Well this hasn't worked well at all. We have companies that are in the business of making money (nothing wrong with that), and one of the ways to insure a steady income is to have a captive audience. So unless a coalition of competing companies propose a standard, the successful company will have a monopoly of that particular technology. Just look at the Microsoft Word document format as a case in point.

and what is wrong with that? if i build a word processor with a proprietary format, i'm making a bet. i'm betting i will own the market, and everyone will be locked into my tech and become returning customers. if i lose the bet, i provide a greater incentive for someone not to use my product. its a dangerous and risky bet

in fact, it is why firefox exists. ie's nonstandard lack of compliance is exactly this kind of bet. and the frustration with ie led to the development and adoption of firefox. now ie's noncompliance works against them, and accelerates firefox adoption

so why do you want to fight the hubris with which greedy companies destroy themselves? why, in the desire to lock customers into proprietary formats, do you see a threat? i see an opportunity: customers hate being in a straightjacket. so shhhhhhhhhhhhhh... let the big corporations make their arrogant risky bets, and crash and burn. how many examples of sony time and time again coming out with some retarded proprietary standard and reaping nothing but venom?

so in your argument above about microsoft word, you are arguing for microsoft's continued existence. you examine a failure of theirs, and chastise them on the failure. in that failure, i see the seed of their downfall. so frankly, shut up and stop helping microsoft and sony and other big companies. let them fall on their swords. you can't stop geedy corporations from being hubristic and arrogant. nor should you if you want to see them fall!

Re:anyone remember vrml? (1)

Steauengeglase (512315) | more than 5 years ago | (#24104731)

I'm probably wrong here but didn't VRML it kill itself via multiple patents across multiple companies and a continued shift from usable markup to nebulous mess?

Re:anyone remember vrml? (2, Insightful)

Bogtha (906264) | more than 5 years ago | (#24104735)

oh it takes 10 hours to program a page that should take 10 minutes to program were everyone fascistically devoted to standards? well then you wouldn't have a job genius. you wouldn't be needed. the mess you have to deal with is proof you are needed.

That's the broken window fallacy. Work for the sake of work is not an accomplishment, it's an embarrassment.

if it weren't messy, you'd be downsized and replaced by a perl script

I've actually replaced somebody's weekend work with VBScript. You're forgetting that somebody needs to write that script. If you are competent, you shouldn't be scared of unnecessary, repetitive, annoying work going away, you should welcome it.

then lets put it this way (2, Insightful)

circletimessquare (444983) | more than 5 years ago | (#24104921)
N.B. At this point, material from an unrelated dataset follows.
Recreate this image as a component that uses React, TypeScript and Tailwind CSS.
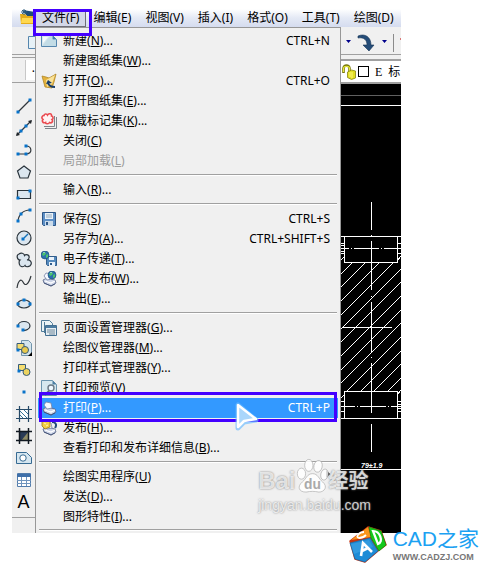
import React from 'react';

interface MenuEntry {
  label: string;
  accessKey: string;
  suffix?: string;
  shortcut?: string;
  icon?: React.ReactNode;
  disabled?: boolean;
  active?: boolean;
  submenu?: boolean;
}

interface Tool {
  name: string;
  icon: React.ReactNode;
}

const topMenus = [
  { label: '文件', accessKey: 'F' },
  { label: '编辑', accessKey: 'E' },
  { label: '视图', accessKey: 'V' },
  { label: '插入', accessKey: 'I' },
  { label: '格式', accessKey: 'O' },
  { label: '工具', accessKey: 'T' },
  { label: '绘图', accessKey: 'D' },
];

const Printer = () => (
  <>
    <path d="M2 9l4-2 8 2 1 3-5 3-7-3z" fill="#cdd5e8" stroke="#536184" strokeWidth=".8" />
    <path d="M3 5l2-3 5 1 1 5-5 1z" fill="#f5f8ff" stroke="#7583a6" strokeWidth=".8" />
    <path d="M4 10l6 2 4-2" fill="none" stroke="#fff" strokeWidth="1.2" />
    <path d="M3 12l7 3 4-2" fill="none" stroke="#3a4a70" strokeWidth=".8" />
  </>
);

const Globe = ({ x, y }: { x: number; y: number }) => (
  <g transform={`translate(${x} ${y})`}>
    <circle cx="4" cy="4" r="4" fill="#2d6fb0" stroke="#174b74" strokeWidth="0.6" />
    <path d="M1 3l2-2 2 1-1 2-2 1zM5 4l2-1v3l-2 1z" fill="#4cc36a" />
    <path d="M2 2l1-1 1 1z" fill="#dff5ff" />
  </g>
);

const NewIcon = () => (
  <>
    <path d="M.5 2.5h11l4 4v7H.5z" fill="#d9e9ef" stroke="#5586ae" />
    <path d="M1 13L9 3h2v4h4v6z" fill="#c2dce6" />
    <path d="M11.5 2.5v4h4z" fill="#3f7cad" />
    <path d="M2 4h5l-5 6z" fill="#f6fbfc" />
  </>
);

const OpenIcon = () => (
  <>
    <path d="M1 3l4 1 3 1 7-4-2 8-2 6-7-1z" fill="#e3b23c" stroke="#b1882a" strokeWidth=".8" />
    <path d="M5 7l9-5-3 9-5 3z" fill="#f9e29a" />
    <path d="M7 10c1 3 4 4 7 4" fill="none" stroke="#173d6b" strokeWidth="2" />
    <path d="M5 11l2-4 4 3z" fill="#173d6b" />
  </>
);

const MarkupIcon = () => (
  <>
    <path d="M4 15.5h11.500V4M3 13.5h10.500V3" fill="none" stroke="#7d848b" />
    <path
      d="M3 2.500c0-2 3-2 3.500-.5C8 0 11 .5 10.500 3c2 .5 2 3 .5 3.500 1.500 2-.5 4-2.500 3-1 2-4 1.500-4 0-2.500 1-4-1.500-2.500-3C0 5 1 2.500 3 2.500z"
      fill="#fff3f3"
      stroke="#ea4a50"
      strokeWidth="1.6"
    />
  </>
);

const SaveIcon = () => (
  <>
    <path d="M1.500 1.500h13v13h-12l-1-1z" fill="#5d8fc6" stroke="#2d5687" />
    <path d="M4 2h8v6H4z" fill="#eaf2f8" />
    <path d="M5 4h6M5 6h6" stroke="#91a9bf" />
    <path d="M4 10h8v5H4z" fill="#cbdbea" />
    <path d="M5 11h2v3H5z" fill="#2d5687" />
  </>
);

const TransmitIcon = () => (
  <>
    <path d="M5.500 5.500h10v9h-9l-1-1z" fill="#558abd" stroke="#315d8c" />
    <path d="M8 6h5v3H8zM8 11h6v4H8z" fill="#e9f2fa" />
    <path d="M9 12h2v2H9z" fill="#315d8c" />
    <Globe x={0} y={0} />
  </>
);

const WebIcon = () => (
  <>
    <Printer />
    <Globe x={7} y={0} />
  </>
);

const PageSetupIcon = () => (
  <>
    <path d="M.5.5h8l3 3v8H.5z" fill="#e9f3f6" stroke="#4f7b99" />
    <path d="M3.500 13V2" stroke="#4f7b99" />
    <path d="M4.500 5.500h11v10h-11z" fill="#e5edf2" stroke="#426f92" />
    <path d="M5 6h10v2H5z" fill="#4b7ca1" />
    <path d="M6 10h8M6 12h8M8 14h6" stroke="#6d879a" />
  </>
);

const PreviewIcon = () => (
  <>
    <path d="M.5.5h11l4 4v11H.5z" fill="#d6e8ef" stroke="#6a94ae" />
    <path d="M11.500.5v4h4z" fill="#4c7fa3" />
    <circle cx="10" cy="8" r="3" fill="#eef8ff" stroke="#6b7986" strokeWidth="1.400" />
    <path d="M8 11l-4 4" stroke="#596976" strokeWidth="2" />
  </>
);

const PublishIcon = () => (
  <>
    <Printer />
    <path d="M1 1l5-1 3 2 0 5-5 2-3-3z" fill="#f3cf45" stroke="#9c7811" strokeWidth=".8" />
    <path d="M3 3l2 1M5 6l2-1" stroke="#fff6b1" />
    <path d="M11 2c4 0 5 3 3 6" fill="none" stroke="#234a7c" strokeWidth="2" />
  </>
);

const menuGroups: MenuEntry[][] = [
  [
    { label: '新建', accessKey: 'N', suffix: '...', shortcut: 'CTRL+N', icon: <NewIcon /> },
    { label: '新建图纸集', accessKey: 'W', suffix: '...' },
    { label: '打开', accessKey: 'O', suffix: '...', shortcut: 'CTRL+O', icon: <OpenIcon /> },
    { label: '打开图纸集', accessKey: 'E', suffix: '...' },
    { label: '加载标记集', accessKey: 'K', suffix: '...', icon: <MarkupIcon /> },
    { label: '关闭', accessKey: 'C' },
    { label: '局部加载', accessKey: 'L', disabled: true },
  ],
  [{ label: '输入', accessKey: 'R', suffix: '...' }],
  [
    { label: '保存', accessKey: 'S', shortcut: 'CTRL+S', icon: <SaveIcon /> },
    { label: '另存为', accessKey: 'A', suffix: '...', shortcut: 'CTRL+SHIFT+S' },
    { label: '电子传递', accessKey: 'T', suffix: '...', icon: <TransmitIcon /> },
    { label: '网上发布', accessKey: 'W', suffix: '...', icon: <WebIcon /> },
    { label: '输出', accessKey: 'E', suffix: '...' },
  ],
  [
    { label: '页面设置管理器', accessKey: 'G', suffix: '...', icon: <PageSetupIcon /> },
    { label: '绘图仪管理器', accessKey: 'M', suffix: '...' },
    { label: '打印样式管理器', accessKey: 'Y', suffix: '...' },
    { label: '打印预览', accessKey: 'V', icon: <PreviewIcon /> },
    { label: '打印', accessKey: 'P', suffix: '...', shortcut: 'CTRL+P', icon: <Printer />, active: true },
    { label: '发布', accessKey: 'H', suffix: '...', icon: <PublishIcon /> },
    { label: '查看打印和发布详细信息', accessKey: 'B', suffix: '...' },
  ],
  [
    { label: '绘图实用程序', accessKey: 'U', submenu: true },
    { label: '发送', accessKey: 'D', suffix: '...' },
    { label: '图形特性', accessKey: 'I', suffix: '...' },
  ],
];

// small blue grip squares used by most of the draw tools
const Grips = ({ at }: { at: number[][] }) => (
  <>
    {at.map(([x, y]) => (
      <rect key={`${x}-${y}`} x={x - 1.5} y={y - 1.5} width="3" height="3" fill="#0873c9" />
    ))}
  </>
);

const line = { fill: 'none', stroke: '#30363b', strokeWidth: 1.2 };
const shape = { fill: '#dbe6ef', stroke: '#29333b', strokeWidth: 1.2 };

const tools: Tool[] = [
  { name: '直线', icon: <><path d="M2 14L14 2" {...line} /><Grips at={[[2, 14], [14, 2]]} /></> },
  { name: '构造线', icon: <><path d="M1 15L15 1" {...line} /><path d="M0 16l1-4 3 3zM16 0l-4 1 3 3z" fill="#20262a" /><Grips at={[[5, 11], [10, 6]]} /></> },
  { name: '多段线', icon: <><path d="M2 12h8c7 0 6-8 0-8" {...line} /><Grips at={[[2, 12], [10, 12], [10, 4]]} /></> },
  { name: '正多边形', icon: <path d="M8 2l6.500 5-2.500 7H4L1.500 7z" {...shape} /> },
  { name: '矩形', icon: <><path d="M1.500 4.500h13v8h-13z" {...shape} /><Grips at={[[2, 12], [14, 5]]} /></> },
  { name: '圆弧', icon: <><path d="M2 14C2 7 7 2 14 2" {...line} /><Grips at={[[2, 13], [5, 6], [14, 2]]} /></> },
  { name: '圆', icon: <><circle cx="8" cy="8" r="7" {...shape} /><path d="M8 8l4-4" stroke="#1672b7" strokeWidth="1.500" /><Grips at={[[7, 9]]} /></> },
  {
    name: '修订云线',
    icon: <path d="M4 8C1 8 0 3 3 2c2-1.500 5-1 5.500 1.500C10 1.500 14 3 13 6c-.3 1.500-1 2-2 2 3-.5 5 2 4 4.500-1 2.500-5 3-6 1-1.500 2-5 1.500-5.500-1C3 11 3 9 4 8z" {...shape} />,
  },
  { name: '样条曲线', icon: <path d="M1 14C2 7 5 4 7 8s5 4 8-6" {...line} /> },
  { name: '椭圆', icon: <><ellipse cx="8" cy="8" rx="6.500" ry="4" {...shape} /><Grips at={[[2, 8], [8, 4], [14, 8]]} /></> },
  { name: '椭圆弧', icon: <><path d="M2 8c0-6 12-6 12 0 0 3-4 5-8 4" {...shape} /><Grips at={[[2, 8], [7, 12]]} /></> },
  {
    name: '插入块',
    icon: <><path d="M5.500.5h7l3 3v12h-10z" fill="#d4e5ee" stroke="#7294ab" /><path d="M1 3.500h7v6H1z" fill="#f5dd70" stroke="#365b79" /><circle cx="9" cy="10" r="3.500" fill="#e9ca4c" stroke="#365b79" /><Grips at={[[2, 10]]} /><path d="M16 12v4h-4z" fill="#000" /></>,
  },
  { name: '创建块', icon: <><path d="M2.500 2.500h7v6h-7z" fill="#f5dd70" stroke="#365b79" /><circle cx="10.500" cy="10" r="3.500" fill="#ecd35f" stroke="#365b79" /><Grips at={[[3, 9]]} /></> },
  { name: '点', icon: <Grips at={[[8, 8]]} /> },
  { name: '图案填充', icon: <><path d="M3 3h10v10H3z" fill="#fff" /><path d="M3 4l9 9M3 8l5 5M7 3l6 6M3 12l1 1M11 3l2 2" stroke="#34759c" /><path d="M3.500 0v16M12.500 0v16M0 3.500h16M0 12.500h16" {...line} stroke="#254967" /></> },
  { name: '渐变色', icon: <><path d="M3 3h10v10H3z" fill="#293b56" /><path d="M13 3v10H5z" fill="#8f8c66" /><path d="M3.500 0v16M12.500 0v16M0 3.500h16M0 12.500h16" stroke="#101820" strokeWidth="1.500" /></> },
  { name: '面域', icon: <><path d="M.5 2.500h10l5 5v6H.5z" fill="#d5e6f0" stroke="#376b93" /><circle cx="7" cy="8" r="3.200" fill="#fff" stroke="#376b93" /></> },
  { name: '表格', icon: <><path d="M1.500 1.500h13v13h-13z" fill="#fff" stroke="#527cab" /><path d="M1 2h14v3H1z" fill="#3f70aa" /><path d="M1 8.500h14M1 11.500h14M5.500 5v9M10.500 5v9" stroke="#6f94bd" /></> },
];

const hatchSums = [601, 615, 628, 642, 656, 670, 683, 697, 711, 724, 738, 752, 765, 779];

function MenuRow({ entry }: { entry: MenuEntry }) {
  return (
    <li className="relative mx-[2px]">
      <button
        type="button"
        disabled={entry.disabled}
        className={`flex h-5 w-full items-center gap-1.5 pl-[3px] pr-2 text-left whitespace-nowrap ${
          entry.active ? 'bg-[#3399ff] text-white' : entry.disabled ? 'text-[#9d9d9d]' : 'text-black'
        }`}
      >
        <svg viewBox="0 0 16 16" className="size-4 shrink-0" aria-hidden="true">
          {entry.icon}
        </svg>
        <span className="flex-1">
          {entry.label}(<u className="underline-offset-1">{entry.accessKey}</u>){entry.suffix}
        </span>
        {entry.shortcut && <span>{entry.shortcut}</span>}
        {entry.submenu && (
          <svg viewBox="0 0 4 8" className="mb-1.5 h-2 w-1" aria-hidden="true">
            <path d="M0 0l4 4-4 4z" />
          </svg>
        )}
      </button>
      {entry.active && (
        <>
          <div className="pointer-events-none absolute inset-x-px -top-1.5 -bottom-1 z-10 border-3 border-[#4400ff]" />
          <svg viewBox="0 0 28 32" className="absolute top-1 right-[76px] z-20 h-8 w-7" aria-hidden="true">
            <path d="M4 3v23l6-6 12-2z" fill="none" stroke="#69baff" strokeWidth="5" strokeLinejoin="round" opacity=".65" />
            <path d="M4 3v22l6-6 12-2z" fill="#a9d6fb" stroke="#fff" strokeWidth="2.500" strokeLinejoin="round" />
          </svg>
        </>
      )}
    </li>
  );
}

function FileMenu() {
  return (
    <div className="min-w-0 flex-1 border-x border-t border-[#979797] bg-[#f0f0f0] pt-[3px]">
      {menuGroups.map((group, index) => (
        <React.Fragment key={index}>
          <ul>
            {group.map((entry) => (
              <MenuRow key={entry.label} entry={entry} />
            ))}
          </ul>
          <div className={index === menuGroups.length - 1 ? 'h-1.5 px-[3px] pt-0.5' : 'h-[9px] px-[3px] pt-[3px]'}>
            <div className="h-0.5 border-t border-b border-t-[#a0a0a0] border-b-white" />
          </div>
        </React.Fragment>
      ))}
    </div>
  );
}

function ToolPalette() {
  return (
    <div className="flex w-[23px] shrink-0 flex-col bg-[#f0f0f0]">
      <div className="flex h-7 items-center justify-end border-b border-[#a0a0a0] pt-1">
        <svg viewBox="0 0 7 14" className="h-3.5 w-[7px]" aria-hidden="true">
          <path d="M7 .5H.5v12H7" fill="#e6f1f6" stroke="#5586ae" />
        </svg>
      </div>
      <div className="mt-0.5 flex h-[26px] items-center justify-end border-y border-[#a0a0a0]">
        <div className="h-5 w-2.5 border-l border-[#c8c8c8] bg-white text-right leading-4">.</div>
      </div>
      <div className="flex flex-col items-center border-b border-[#a0a0a0] pt-3 pb-1">
        {tools.map(({ name, icon }) => (
          <button key={name} type="button" aria-label={name} className="flex h-[22px] items-center">
            <svg viewBox="0 0 16 16" className="size-4">
              {icon}
            </svg>
          </button>
        ))}
        <button type="button" className="h-[22px] font-['Liberation_Sans',sans-serif] text-lg leading-[22px]">
          A
        </button>
      </div>
    </div>
  );
}

function Drawing() {
  return (
    <svg viewBox="341 84 60 449" className="h-[449px] w-full" preserveAspectRatio="xMidYMin slice" shapeRendering="crispEdges">
      <defs>
        <clipPath id="hatch">
          <path d="M341 262h60v129h-60z" />
        </clipPath>
      </defs>
      <path d="M341 84h60v449h-60z" />
      <path d="M341 95.500h60" stroke="#606060" />
      <g fill="none" stroke="#fff">
        <path d="M341 105.500h60M341 236.500h60M341 418.500h60M341 469.500h60" />
        <path d="M344.500 236v26.500h53V236M344.500 418v-26.500h53V418" />
        <path d="M371.500 202v28M371.500 235v1M371.500 241v49M371.500 296v1M371.500 302v50M371.500 357v1M371.500 363v50M371.500 424v28" />
        <path d="M341 248.500h8M351 248.500h1M354 248.500h25M381 248.500h1M384 248.500h17" />
        <path d="M341 406.500h14M357 406.500h1M360 406.500h26M388 406.500h1M391 406.500h10" />
        <path d="M342 327.500h50" />
        <path d="M341 243.500h3M341 245.500h3M341 251.500h3M341 253.500h3M398 243.500h3M398 253.500h3" />
        <path d="M341 401.500h3M341 411.500h3M398 401.500h3M398 404.500h3M398 408.500h3M398 411.500h3" />
        <path d="M341 260l3-3M398 260l3-4M341 398l3-3M398 394l3-4" />
        <g clipPath="url(#hatch)">
          {hatchSums.map((sum) => (
            <path key={sum} d={`M341 ${sum - 341}L401 ${sum - 401}`} />
          ))}
        </g>
      </g>
      <text x="361" y="468" fill="#fff" className="font-['Liberation_Sans',sans-serif] text-[7px] font-bold italic">
        79±1.9
      </text>
    </svg>
  );
}

function RightSide() {
  return (
    <div className="w-[60px] shrink-0 overflow-hidden bg-[#f0f0f0]">
      <div className="flex h-7 items-center border-b border-[#a0a0a0] pt-1 pl-[5px]">
        <svg viewBox="0 0 55 20" className="h-5 w-[55px]" aria-label="重做">
          <path d="M0 7h5l-2.500 3zM36 7h5l-2.500 3z" fill="#00008b" />
          <path d="M12 3c7-3 13 1 13 9h3l-5 6-6-6h4c0-5-3-8-9-7z" fill="#244c78" stroke="#163454" strokeWidth=".6" />
          <path d="M47.500 1v18" stroke="#8b8b8b" />
          <path d="M55 5v2" stroke="#d87777" strokeWidth="2" />
        </svg>
      </div>
      <div className="mt-1 flex h-[25px] items-center gap-0.5 border-t-2 border-b-2 border-[#a0a0a0] bg-white pl-px">
        <svg viewBox="0 0 14 16" className="h-4 w-3.5 shrink-0" aria-hidden="true">
          <path d="M1.500 9V4.500c0-4 6-4 6 0V8" fill="none" stroke="#77770a" strokeWidth="2.600" />
          <path d="M1.500 8V4.500c0-3 6-3 6 0V8" fill="none" stroke="#e9e93b" strokeWidth="1.200" />
          <path d="M5.500 8l4-2 4 1v7l-4 1.500-4-2z" fill="#e2df21" stroke="#8a8710" strokeWidth=".8" />
          <path d="M8 8v5M10 8v6" stroke="#fff77d" />
        </svg>
        <div className="size-[11px] shrink-0 border border-black bg-white" />
        <span className="px-1 font-['Liberation_Serif',serif]">E</span>
        <span>标</span>
      </div>
      <Drawing />
    </div>
  );
}

function Watermark() {
  return (
    <div className="pointer-events-none absolute right-[30px] bottom-5 z-30 font-['Liberation_Sans','Noto_Sans_CJK_SC',sans-serif] whitespace-nowrap text-white/75 [text-shadow:0_0_2px_#777]">
      <div className="flex h-9 items-end">
        <span className="text-2xl leading-6 font-bold">Bai</span>
        <svg viewBox="0 0 34 38" className="h-[35px] w-[33px]">
          <g fill="#fff" fillOpacity=".85" stroke="#aaa" strokeWidth=".7">
            <ellipse cx="5" cy="17" rx="4.500" ry="6" />
            <ellipse cx="13" cy="8" rx="4.500" ry="6.500" />
            <ellipse cx="23" cy="9" rx="4.500" ry="6.500" transform="rotate(12 23 9)" />
            <ellipse cx="30" cy="18" rx="4" ry="6" transform="rotate(12 30 18)" />
            <path d="M17 17c6 0 7 6 11 9 6 5 2 11-4 11-5-1-9-1-14 0-8 0-10-6-4-11 4-3 5-9 11-9z" />
          </g>
          <text x="17" y="34" textAnchor="middle" fill="#aaa" className="text-[15px] font-bold [text-shadow:none]">
            du
          </text>
        </svg>
        <span className="text-xl leading-6 font-bold">经验</span>
      </div>
      <div className="pt-1 text-sm leading-4">jingyan.baidu.com</div>
    </div>
  );
}

function SiteLogo() {
  return (
    <a href="#" className="relative z-30 -mt-2 mr-[5px] flex items-center justify-end gap-1.5 font-['Liberation_Sans','Noto_Sans_CJK_SC',sans-serif]">
      <svg viewBox="0 0 38 37" className="h-[37px] w-[38px] shrink-0" aria-hidden="true">
        <path d="M1 15L19 1l13 4 5 14-8 6-13 11-10-3z" fill="#c8330e" stroke="#c8330e" strokeWidth="1.500" strokeLinejoin="round" />
        <path d="M2 14L19 1l3 10z" fill="#f9951c" />
        <path d="M20 1l12 4 5 14-7 6-8-13z" fill="#14c91b" stroke="#0a8d10" strokeWidth=".6" />
        <path d="M1 17l20-5 8 13-13 11-10-3z" fill="#1d8bd6" stroke="#0f6cae" strokeWidth=".6" />
        <path d="M2 18l18-4 4 7-19 7z" fill="#43a8e8" opacity=".55" />
        <path d="M15 6c-5 0-9 5-5 6 3 0 5-1 7-3" fill="none" stroke="#fff" strokeWidth="1.800" />
        <path d="M24 5l5 13c6-2 2-13-5-13z" fill="none" stroke="#fff" strokeWidth="2.200" />
        <path d="M12 30l2-13 9 9M13 25l6-3" fill="none" stroke="#fff" strokeWidth="2.600" />
      </svg>
      <span className="flex flex-col items-start pt-0.5 whitespace-nowrap">
        <span className="text-[21px] leading-6 text-[#1ba1f2]">CAD之家</span>
        <span className="text-[9px] leading-3 font-bold text-[#777]">WWW.CADZJ.COM</span>
      </span>
    </a>
  );
}

export default function App() {
  return (
    <div className="overflow-hidden bg-white pt-[9px] font-['Noto_Sans','Noto_Sans_CJK_SC',sans-serif] text-xs">
      <div className="relative mr-[83px] ml-3">
        <nav className="flex h-[18px] bg-linear-to-b from-white via-[#e4e9f5] to-[#d5dcef]">
          <div className="flex w-[23px] shrink-0 justify-end">
            <svg viewBox="0 0 15 16" className="h-4 w-[15px]" aria-hidden="true">
              <path d="M3 1l12 2v10l-9-7z" fill="#1f4e77" />
              <path d="M0 5h5l2 2h8v8H1z" fill="#e5ac19" />
              <path d="M2 9h13v5H1z" fill="#ffd84f" />
              <path d="M4 0v6M1 3h6M2 1l4 4M6 1L2 5" stroke="#315f81" />
            </svg>
          </div>
          {topMenus.map(({ label, accessKey }, index) => (
            <div key={label} className="relative shrink-0">
              <button
                type="button"
                className={`h-[18px] border px-1.5 leading-4 whitespace-nowrap ${
                  index === 0 ? 'border-[#6e6e78] bg-[#d3d8e8]' : 'border-transparent'
                }`}
              >
                {label}({accessKey})
              </button>
              {index === 0 && (
                <div className="pointer-events-none absolute top-0 -right-1.5 -bottom-[9px] -left-0.5 z-10 border-3 border-[#4400ff]" />
              )}
            </div>
          ))}
        </nav>
        <div className="flex">
          <ToolPalette />
          <FileMenu />
          <RightSide />
        </div>
        <Watermark />
      </div>
      <SiteLogo />
    </div>
  );
}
new tech is an act of creation. it is try, and fail, try , and fail. corporations are motivated by profit to try, and fail. no one, NO ONE can get out in front of this messy process of new technology creation and write standards for it, because no one is omniscient about what isn't even in existence yet

the fallout of course is competing technologies as various companies get the hang of it. once upon a time, there were competing electrical grids, competing rail tie size, competing shoe sizes, etc. now, all that is standard. because it is about who wins the war of new tech creation. but during and shortly after the acts of creation, there is a mess to deal with, a babylon, and that's just part of the process. its inevitable, and its not by design or in the control of anyone to stop it

in other words, i understand your criticism of what you think my point of view is. but you aren't actually criticizing my point of view. you think it is possible to write standards for things that don't yet exist, and think i oppose it out of indolence, or something. no, i'm saying it is inevitable, this babylon, not superior

the mess is just part of what you have to deal with for being on the trailing edge of tech creation. it sorts itself out in the end. in the meantime, there is incoherence and pain. and you can't do anything about it. its inevitable

so just accept it. not because i'm messy, but because tech creation is messy. i'm not trying to convert you to my inferior point of view. i'm trying to tell you reality is inferior to your pristine standards. you're not rejecting me, you're rejecting reality. don't shoot the messenger

Re:anyone remember vrml? (1, Funny)

Anonymous Coward | more than 5 years ago | (#24104829)

you really need to learn to capitalize your sentences and use punctuation it would help readability and make you not look like a complete smacktard even when you have something worthwhile to say you should try it sometime the world may be a messy place but if you play nice with accepted standards it can be slightly better for everyone

devil's advocate: IE has kept the web sane (1, Insightful)

Anonymous Coward | more than 5 years ago | (#24104113)

If there's one thing that's preserving the one last ounce of content on the web rather than flash-whizz-Web-2.0 useless crap, it's that it's really hard to get such a site working in IE and everything else.

Frankly, there is nothing useful in HTML that hasn't already been supported by all mainstream browsers for 8+ years. If you believe otherwise, then either:

(1) You're not interested in delivering content, just eye candy;

(2) You're not actually using HTML to markup documents, but to write "web apps". In which case, you get everything you deserve for using crayons to build an automobile.